» Available data:
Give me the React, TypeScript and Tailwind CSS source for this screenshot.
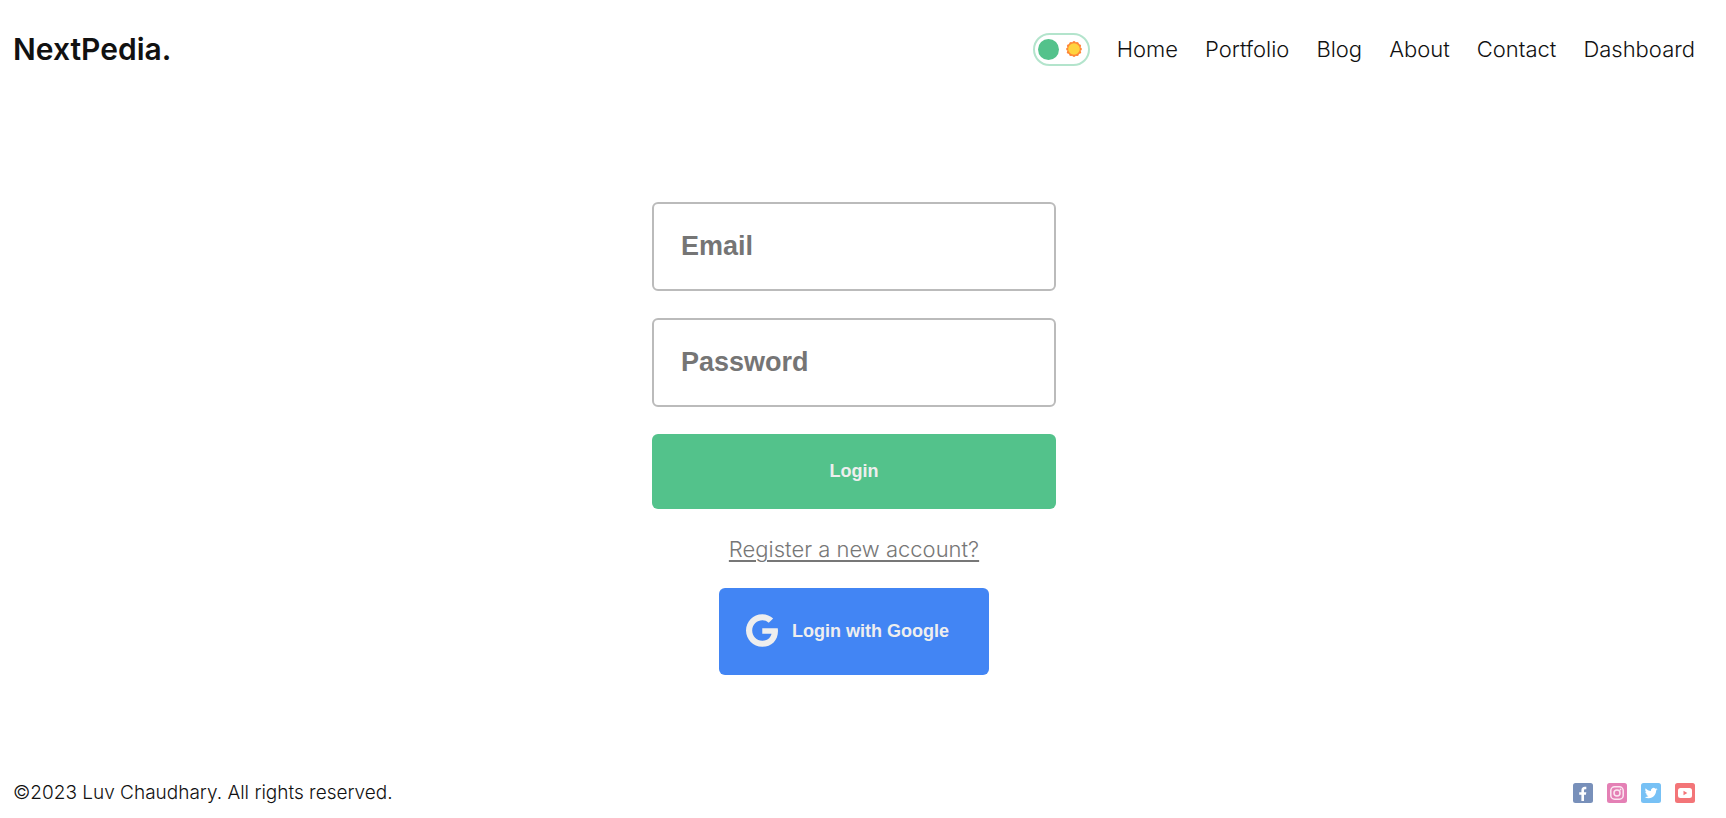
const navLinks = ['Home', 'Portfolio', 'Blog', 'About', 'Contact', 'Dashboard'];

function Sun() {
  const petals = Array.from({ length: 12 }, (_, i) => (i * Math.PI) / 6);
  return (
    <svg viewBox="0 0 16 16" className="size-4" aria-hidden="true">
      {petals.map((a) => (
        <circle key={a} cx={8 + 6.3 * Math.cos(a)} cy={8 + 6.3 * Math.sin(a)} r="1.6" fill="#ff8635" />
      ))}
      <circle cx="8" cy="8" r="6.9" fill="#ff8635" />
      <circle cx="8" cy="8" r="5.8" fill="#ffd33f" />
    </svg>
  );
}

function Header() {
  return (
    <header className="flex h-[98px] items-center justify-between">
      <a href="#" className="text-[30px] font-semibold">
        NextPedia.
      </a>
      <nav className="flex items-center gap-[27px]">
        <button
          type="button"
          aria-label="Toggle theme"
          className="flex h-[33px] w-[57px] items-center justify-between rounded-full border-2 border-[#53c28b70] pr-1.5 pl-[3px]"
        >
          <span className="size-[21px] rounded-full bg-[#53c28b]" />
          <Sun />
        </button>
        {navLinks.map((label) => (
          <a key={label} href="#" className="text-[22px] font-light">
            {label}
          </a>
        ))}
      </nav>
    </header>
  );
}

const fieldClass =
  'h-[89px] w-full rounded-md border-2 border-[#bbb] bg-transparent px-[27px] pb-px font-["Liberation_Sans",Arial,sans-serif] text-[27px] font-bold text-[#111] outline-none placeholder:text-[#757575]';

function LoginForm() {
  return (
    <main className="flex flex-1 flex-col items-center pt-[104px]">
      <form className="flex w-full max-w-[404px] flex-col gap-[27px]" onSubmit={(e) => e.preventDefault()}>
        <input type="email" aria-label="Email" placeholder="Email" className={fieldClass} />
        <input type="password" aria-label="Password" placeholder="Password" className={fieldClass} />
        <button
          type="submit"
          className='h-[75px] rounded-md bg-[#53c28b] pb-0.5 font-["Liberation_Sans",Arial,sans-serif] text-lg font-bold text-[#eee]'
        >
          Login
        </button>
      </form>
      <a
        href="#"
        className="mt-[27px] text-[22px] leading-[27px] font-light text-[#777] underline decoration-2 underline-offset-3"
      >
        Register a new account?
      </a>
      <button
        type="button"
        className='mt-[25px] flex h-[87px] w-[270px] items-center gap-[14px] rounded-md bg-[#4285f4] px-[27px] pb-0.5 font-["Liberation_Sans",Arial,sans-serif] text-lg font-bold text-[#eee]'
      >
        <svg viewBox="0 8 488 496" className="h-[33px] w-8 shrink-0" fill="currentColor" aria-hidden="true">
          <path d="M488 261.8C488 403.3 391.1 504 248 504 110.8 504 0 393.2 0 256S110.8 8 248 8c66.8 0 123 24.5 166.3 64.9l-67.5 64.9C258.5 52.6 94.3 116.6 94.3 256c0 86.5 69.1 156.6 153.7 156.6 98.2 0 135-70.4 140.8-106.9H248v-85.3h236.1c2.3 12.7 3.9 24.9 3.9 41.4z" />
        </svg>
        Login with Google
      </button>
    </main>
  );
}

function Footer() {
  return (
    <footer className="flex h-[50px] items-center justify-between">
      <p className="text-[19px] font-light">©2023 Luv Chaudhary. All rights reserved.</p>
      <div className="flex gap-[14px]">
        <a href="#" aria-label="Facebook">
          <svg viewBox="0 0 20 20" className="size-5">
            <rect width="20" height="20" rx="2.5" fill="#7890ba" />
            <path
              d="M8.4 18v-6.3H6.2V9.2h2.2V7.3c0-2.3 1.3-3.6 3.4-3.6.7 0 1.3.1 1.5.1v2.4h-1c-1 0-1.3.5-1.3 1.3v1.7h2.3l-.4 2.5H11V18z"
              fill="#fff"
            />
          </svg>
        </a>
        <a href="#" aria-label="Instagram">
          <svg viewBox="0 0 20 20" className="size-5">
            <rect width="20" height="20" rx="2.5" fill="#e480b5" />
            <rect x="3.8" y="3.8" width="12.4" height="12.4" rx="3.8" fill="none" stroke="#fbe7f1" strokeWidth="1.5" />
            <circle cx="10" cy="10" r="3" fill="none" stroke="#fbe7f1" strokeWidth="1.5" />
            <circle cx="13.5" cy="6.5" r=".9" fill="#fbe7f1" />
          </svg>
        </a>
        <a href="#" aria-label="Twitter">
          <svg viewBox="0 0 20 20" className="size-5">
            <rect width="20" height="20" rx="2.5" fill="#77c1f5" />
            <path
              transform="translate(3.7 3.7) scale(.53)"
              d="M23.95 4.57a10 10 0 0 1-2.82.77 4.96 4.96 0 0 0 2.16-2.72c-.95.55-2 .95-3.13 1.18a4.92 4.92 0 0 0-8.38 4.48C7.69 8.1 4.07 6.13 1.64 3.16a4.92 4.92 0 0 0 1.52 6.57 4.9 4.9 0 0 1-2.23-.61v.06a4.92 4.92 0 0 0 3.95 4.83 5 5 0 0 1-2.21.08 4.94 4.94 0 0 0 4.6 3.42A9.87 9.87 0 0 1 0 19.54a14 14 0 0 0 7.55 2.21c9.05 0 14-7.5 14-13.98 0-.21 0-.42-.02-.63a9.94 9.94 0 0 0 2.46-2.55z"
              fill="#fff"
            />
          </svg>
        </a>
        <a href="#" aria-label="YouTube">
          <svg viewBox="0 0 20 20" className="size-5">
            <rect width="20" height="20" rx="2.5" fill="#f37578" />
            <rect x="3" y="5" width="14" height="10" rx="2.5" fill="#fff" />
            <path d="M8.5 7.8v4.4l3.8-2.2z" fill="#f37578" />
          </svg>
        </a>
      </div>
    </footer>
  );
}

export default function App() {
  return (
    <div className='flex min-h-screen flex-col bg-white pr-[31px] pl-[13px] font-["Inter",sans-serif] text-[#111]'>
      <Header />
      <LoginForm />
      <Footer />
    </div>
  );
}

» Exercise description:
Output exactly the span of lines from the top of the listing through the line holding "text-[#111] outline-none placeholder:text-[#757575]';", and leave every picture out.

» Result:
Give me the React, TypeScript and Tailwind CSS source for this screenshot.
const navLinks = ['Home', 'Portfolio', 'Blog', 'About', 'Contact', 'Dashboard'];

function Sun() {
  const petals = Array.from({ length: 12 }, (_, i) => (i * Math.PI) / 6);
  return (
    <svg viewBox="0 0 16 16" className="size-4" aria-hidden="true">
      {petals.map((a) => (
        <circle key={a} cx={8 + 6.3 * Math.cos(a)} cy={8 + 6.3 * Math.sin(a)} r="1.6" fill="#ff8635" />
      ))}
      <circle cx="8" cy="8" r="6.9" fill="#ff8635" />
      <circle cx="8" cy="8" r="5.8" fill="#ffd33f" />
    </svg>
  );
}

function Header() {
  return (
    <header className="flex h-[98px] items-center justify-between">
      <a href="#" className="text-[30px] font-semibold">
        NextPedia.
      </a>
      <nav className="flex items-center gap-[27px]">
        <button
          type="button"
          aria-label="Toggle theme"
          className="flex h-[33px] w-[57px] items-center justify-between rounded-full border-2 border-[#53c28b70] pr-1.5 pl-[3px]"
        >
          <span className="size-[21px] rounded-full bg-[#53c28b]" />
          <Sun />
        </button>
        {navLinks.map((label) => (
          <a key={label} href="#" className="text-[22px] font-light">
            {label}
          </a>
        ))}
      </nav>
    </header>
  );
}

const fieldClass =
  'h-[89px] w-full rounded-md border-2 border-[#bbb] bg-transparent px-[27px] pb-px font-["Liberation_Sans",Arial,sans-serif] text-[27px] font-bold text-[#111] outline-none placeholder:text-[#757575]';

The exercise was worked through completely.